[BEGIN SOURCE MATERIAL]

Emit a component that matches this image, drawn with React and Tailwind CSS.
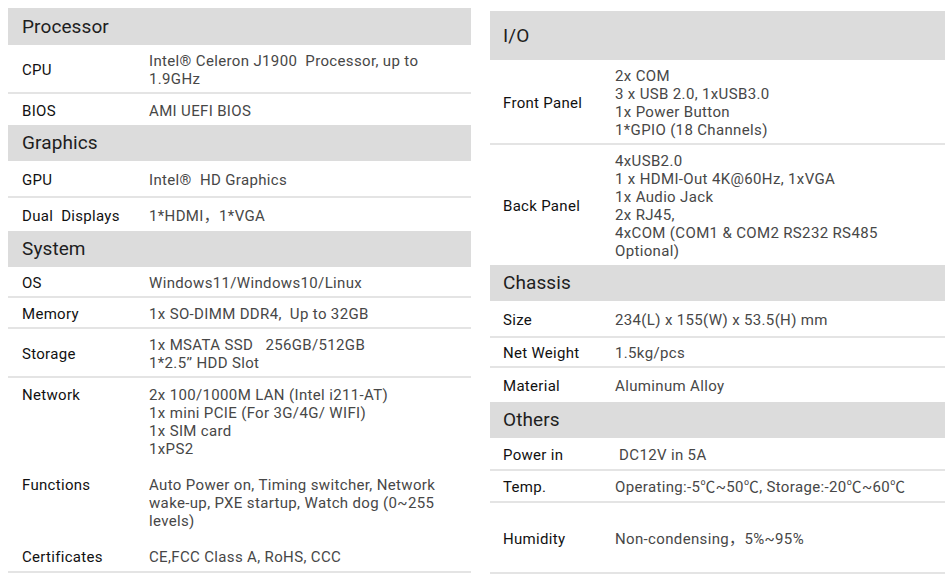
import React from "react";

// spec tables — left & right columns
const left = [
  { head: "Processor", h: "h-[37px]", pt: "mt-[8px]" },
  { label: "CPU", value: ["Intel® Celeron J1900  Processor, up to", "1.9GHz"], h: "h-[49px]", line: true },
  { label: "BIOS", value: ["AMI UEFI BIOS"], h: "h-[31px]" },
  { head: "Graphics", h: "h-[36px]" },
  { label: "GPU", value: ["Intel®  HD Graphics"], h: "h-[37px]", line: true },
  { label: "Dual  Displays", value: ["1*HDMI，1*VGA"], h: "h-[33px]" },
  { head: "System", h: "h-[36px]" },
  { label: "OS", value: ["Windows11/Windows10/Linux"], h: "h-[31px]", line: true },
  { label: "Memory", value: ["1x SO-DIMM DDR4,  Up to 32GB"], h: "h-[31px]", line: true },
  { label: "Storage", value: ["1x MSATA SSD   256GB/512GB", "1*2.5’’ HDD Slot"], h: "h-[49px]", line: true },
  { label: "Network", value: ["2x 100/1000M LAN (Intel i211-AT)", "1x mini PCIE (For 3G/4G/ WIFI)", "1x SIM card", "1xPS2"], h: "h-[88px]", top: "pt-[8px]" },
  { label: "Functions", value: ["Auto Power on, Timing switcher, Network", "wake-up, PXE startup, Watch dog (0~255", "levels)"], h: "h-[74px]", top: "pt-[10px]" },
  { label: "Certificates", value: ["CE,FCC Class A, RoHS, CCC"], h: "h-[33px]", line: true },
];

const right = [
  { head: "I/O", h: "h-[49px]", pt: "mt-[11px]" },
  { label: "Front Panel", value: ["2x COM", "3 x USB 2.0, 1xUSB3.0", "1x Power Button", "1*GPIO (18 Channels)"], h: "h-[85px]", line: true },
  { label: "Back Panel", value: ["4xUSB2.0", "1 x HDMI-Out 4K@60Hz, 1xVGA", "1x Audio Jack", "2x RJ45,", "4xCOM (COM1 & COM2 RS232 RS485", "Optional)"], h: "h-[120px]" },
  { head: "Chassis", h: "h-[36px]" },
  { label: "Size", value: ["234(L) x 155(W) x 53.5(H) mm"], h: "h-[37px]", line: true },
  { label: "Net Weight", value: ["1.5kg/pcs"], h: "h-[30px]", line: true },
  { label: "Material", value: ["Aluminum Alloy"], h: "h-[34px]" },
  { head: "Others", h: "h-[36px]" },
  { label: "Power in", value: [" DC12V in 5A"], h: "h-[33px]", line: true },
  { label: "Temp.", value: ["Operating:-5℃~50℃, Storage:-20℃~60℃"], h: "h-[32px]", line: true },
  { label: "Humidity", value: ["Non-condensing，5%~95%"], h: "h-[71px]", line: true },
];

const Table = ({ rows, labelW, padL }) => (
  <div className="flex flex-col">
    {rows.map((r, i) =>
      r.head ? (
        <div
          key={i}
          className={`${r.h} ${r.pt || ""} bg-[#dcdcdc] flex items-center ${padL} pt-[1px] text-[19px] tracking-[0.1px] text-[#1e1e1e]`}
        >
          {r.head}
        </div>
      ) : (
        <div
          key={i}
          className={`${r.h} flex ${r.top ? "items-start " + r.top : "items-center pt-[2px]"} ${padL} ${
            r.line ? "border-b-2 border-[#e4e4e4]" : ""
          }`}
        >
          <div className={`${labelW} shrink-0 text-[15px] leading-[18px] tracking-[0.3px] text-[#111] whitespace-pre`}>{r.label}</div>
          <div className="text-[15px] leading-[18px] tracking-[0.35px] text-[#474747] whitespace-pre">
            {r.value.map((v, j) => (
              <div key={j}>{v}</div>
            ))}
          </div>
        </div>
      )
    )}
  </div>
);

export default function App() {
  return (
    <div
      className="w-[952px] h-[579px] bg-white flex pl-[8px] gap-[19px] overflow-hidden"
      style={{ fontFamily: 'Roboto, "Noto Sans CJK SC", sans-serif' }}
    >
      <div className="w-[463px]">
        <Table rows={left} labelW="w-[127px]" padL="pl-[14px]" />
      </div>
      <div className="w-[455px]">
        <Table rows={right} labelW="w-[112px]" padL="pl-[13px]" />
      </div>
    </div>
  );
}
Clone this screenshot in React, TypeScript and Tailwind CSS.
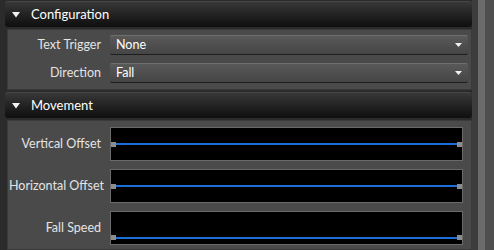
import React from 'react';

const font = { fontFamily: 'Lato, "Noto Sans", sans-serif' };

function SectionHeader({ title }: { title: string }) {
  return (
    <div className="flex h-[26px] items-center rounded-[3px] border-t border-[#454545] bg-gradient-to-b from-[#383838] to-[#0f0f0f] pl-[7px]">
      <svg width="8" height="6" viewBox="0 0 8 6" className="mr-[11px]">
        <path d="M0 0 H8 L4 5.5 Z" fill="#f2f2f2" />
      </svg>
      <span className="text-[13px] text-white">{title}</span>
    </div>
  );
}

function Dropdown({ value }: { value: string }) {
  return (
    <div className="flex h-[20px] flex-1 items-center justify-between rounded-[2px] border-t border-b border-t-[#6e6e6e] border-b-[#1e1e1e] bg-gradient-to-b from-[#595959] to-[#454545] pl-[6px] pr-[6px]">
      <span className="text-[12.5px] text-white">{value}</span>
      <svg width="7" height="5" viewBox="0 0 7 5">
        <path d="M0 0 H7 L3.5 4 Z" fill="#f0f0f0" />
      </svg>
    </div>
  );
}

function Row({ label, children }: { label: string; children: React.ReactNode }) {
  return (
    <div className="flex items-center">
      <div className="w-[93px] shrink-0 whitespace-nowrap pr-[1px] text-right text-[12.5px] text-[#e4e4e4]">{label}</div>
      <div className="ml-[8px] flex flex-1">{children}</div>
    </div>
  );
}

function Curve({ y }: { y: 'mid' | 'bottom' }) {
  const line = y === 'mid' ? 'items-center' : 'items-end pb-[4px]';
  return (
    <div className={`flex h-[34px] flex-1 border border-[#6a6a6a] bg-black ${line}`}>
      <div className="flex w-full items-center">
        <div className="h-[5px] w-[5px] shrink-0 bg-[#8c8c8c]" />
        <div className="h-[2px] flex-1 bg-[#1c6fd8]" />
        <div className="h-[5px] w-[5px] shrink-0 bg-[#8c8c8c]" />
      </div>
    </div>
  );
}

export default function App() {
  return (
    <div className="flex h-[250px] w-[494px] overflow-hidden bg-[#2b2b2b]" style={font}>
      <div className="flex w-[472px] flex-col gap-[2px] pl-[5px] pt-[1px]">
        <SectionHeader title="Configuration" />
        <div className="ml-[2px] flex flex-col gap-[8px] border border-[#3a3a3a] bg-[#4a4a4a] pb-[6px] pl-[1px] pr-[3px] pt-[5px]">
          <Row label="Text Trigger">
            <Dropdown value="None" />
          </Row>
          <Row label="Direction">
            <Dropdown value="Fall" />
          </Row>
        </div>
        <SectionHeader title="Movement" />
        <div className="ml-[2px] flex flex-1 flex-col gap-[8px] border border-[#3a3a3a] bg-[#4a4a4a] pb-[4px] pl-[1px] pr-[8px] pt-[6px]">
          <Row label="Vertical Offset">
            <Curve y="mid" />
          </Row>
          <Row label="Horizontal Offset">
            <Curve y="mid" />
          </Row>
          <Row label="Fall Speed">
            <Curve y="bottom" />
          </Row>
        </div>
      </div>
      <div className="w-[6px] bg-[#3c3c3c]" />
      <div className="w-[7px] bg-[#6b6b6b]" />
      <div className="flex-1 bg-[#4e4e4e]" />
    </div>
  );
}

[END SOURCE MATERIAL]
[BEGIN SOURCE MATERIAL]

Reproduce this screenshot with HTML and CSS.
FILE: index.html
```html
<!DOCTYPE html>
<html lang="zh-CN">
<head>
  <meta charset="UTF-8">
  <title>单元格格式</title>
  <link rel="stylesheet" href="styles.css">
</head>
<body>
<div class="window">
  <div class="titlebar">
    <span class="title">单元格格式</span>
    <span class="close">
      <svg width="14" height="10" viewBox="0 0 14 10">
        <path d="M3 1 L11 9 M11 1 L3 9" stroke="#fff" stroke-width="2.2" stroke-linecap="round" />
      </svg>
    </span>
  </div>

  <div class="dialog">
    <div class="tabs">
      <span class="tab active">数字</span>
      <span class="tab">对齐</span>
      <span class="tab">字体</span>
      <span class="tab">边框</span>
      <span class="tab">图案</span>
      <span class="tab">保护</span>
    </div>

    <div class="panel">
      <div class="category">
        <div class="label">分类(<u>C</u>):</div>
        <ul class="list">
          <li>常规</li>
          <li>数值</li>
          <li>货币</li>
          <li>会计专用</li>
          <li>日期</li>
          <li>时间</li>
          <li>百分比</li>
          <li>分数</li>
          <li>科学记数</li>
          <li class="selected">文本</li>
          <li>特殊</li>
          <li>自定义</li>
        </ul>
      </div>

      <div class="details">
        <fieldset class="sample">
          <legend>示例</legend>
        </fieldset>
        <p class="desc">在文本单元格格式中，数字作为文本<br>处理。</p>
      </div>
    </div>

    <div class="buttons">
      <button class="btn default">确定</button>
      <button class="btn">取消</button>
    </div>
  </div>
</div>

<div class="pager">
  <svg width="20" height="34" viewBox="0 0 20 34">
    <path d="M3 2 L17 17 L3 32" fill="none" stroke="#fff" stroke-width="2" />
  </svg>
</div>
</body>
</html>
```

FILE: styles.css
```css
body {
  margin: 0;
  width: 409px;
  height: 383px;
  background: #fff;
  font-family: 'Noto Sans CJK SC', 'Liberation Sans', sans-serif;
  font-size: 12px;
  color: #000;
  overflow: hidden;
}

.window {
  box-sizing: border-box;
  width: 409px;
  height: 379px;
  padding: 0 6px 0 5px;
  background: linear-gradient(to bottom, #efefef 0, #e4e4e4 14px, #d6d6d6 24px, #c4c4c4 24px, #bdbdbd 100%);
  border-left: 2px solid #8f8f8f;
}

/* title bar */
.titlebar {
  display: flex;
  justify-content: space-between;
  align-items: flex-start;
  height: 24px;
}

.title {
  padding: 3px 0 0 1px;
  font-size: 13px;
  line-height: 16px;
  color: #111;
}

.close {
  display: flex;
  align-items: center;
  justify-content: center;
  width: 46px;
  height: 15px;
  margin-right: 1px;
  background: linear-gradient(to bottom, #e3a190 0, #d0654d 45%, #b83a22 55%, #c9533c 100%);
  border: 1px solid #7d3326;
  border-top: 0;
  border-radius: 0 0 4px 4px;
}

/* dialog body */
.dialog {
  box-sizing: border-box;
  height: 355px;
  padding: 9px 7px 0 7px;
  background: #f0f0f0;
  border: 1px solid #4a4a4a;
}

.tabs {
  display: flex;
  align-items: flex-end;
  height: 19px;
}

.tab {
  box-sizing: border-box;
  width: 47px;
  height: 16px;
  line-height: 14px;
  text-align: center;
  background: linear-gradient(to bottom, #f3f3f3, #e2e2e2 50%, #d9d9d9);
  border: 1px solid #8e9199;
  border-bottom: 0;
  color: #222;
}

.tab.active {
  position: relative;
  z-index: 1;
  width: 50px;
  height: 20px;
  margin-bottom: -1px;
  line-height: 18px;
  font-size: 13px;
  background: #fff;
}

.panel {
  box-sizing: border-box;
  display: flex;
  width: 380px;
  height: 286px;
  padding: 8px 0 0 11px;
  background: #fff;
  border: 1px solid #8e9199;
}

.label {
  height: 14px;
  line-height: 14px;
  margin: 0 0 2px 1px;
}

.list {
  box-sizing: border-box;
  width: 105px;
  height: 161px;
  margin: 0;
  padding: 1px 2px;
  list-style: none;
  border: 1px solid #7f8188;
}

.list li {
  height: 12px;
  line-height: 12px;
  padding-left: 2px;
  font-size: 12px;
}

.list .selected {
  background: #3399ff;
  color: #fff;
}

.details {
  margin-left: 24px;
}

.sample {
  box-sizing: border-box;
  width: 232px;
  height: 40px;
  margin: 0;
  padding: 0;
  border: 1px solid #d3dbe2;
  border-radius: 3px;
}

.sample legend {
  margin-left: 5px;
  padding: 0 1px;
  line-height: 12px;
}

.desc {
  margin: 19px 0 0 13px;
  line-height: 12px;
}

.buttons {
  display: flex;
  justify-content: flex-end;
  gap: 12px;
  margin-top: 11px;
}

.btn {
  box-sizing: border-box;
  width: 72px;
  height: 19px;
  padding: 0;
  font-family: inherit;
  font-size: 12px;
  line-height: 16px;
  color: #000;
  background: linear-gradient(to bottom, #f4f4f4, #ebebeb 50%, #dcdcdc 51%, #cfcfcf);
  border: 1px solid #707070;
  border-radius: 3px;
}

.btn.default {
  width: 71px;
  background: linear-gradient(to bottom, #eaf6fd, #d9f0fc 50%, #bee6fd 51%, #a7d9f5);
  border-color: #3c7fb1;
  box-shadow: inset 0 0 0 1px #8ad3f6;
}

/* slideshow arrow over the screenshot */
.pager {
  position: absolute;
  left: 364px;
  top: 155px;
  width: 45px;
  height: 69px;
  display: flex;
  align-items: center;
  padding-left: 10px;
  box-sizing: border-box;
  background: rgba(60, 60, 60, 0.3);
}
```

[END SOURCE MATERIAL]

EXERCISE: Find each line that has the word "Tailwind", then copy it out.

SOLUTION:
Emit a component that matches this image, drawn with React and Tailwind CSS.
Clone this screenshot in React, TypeScript and Tailwind CSS.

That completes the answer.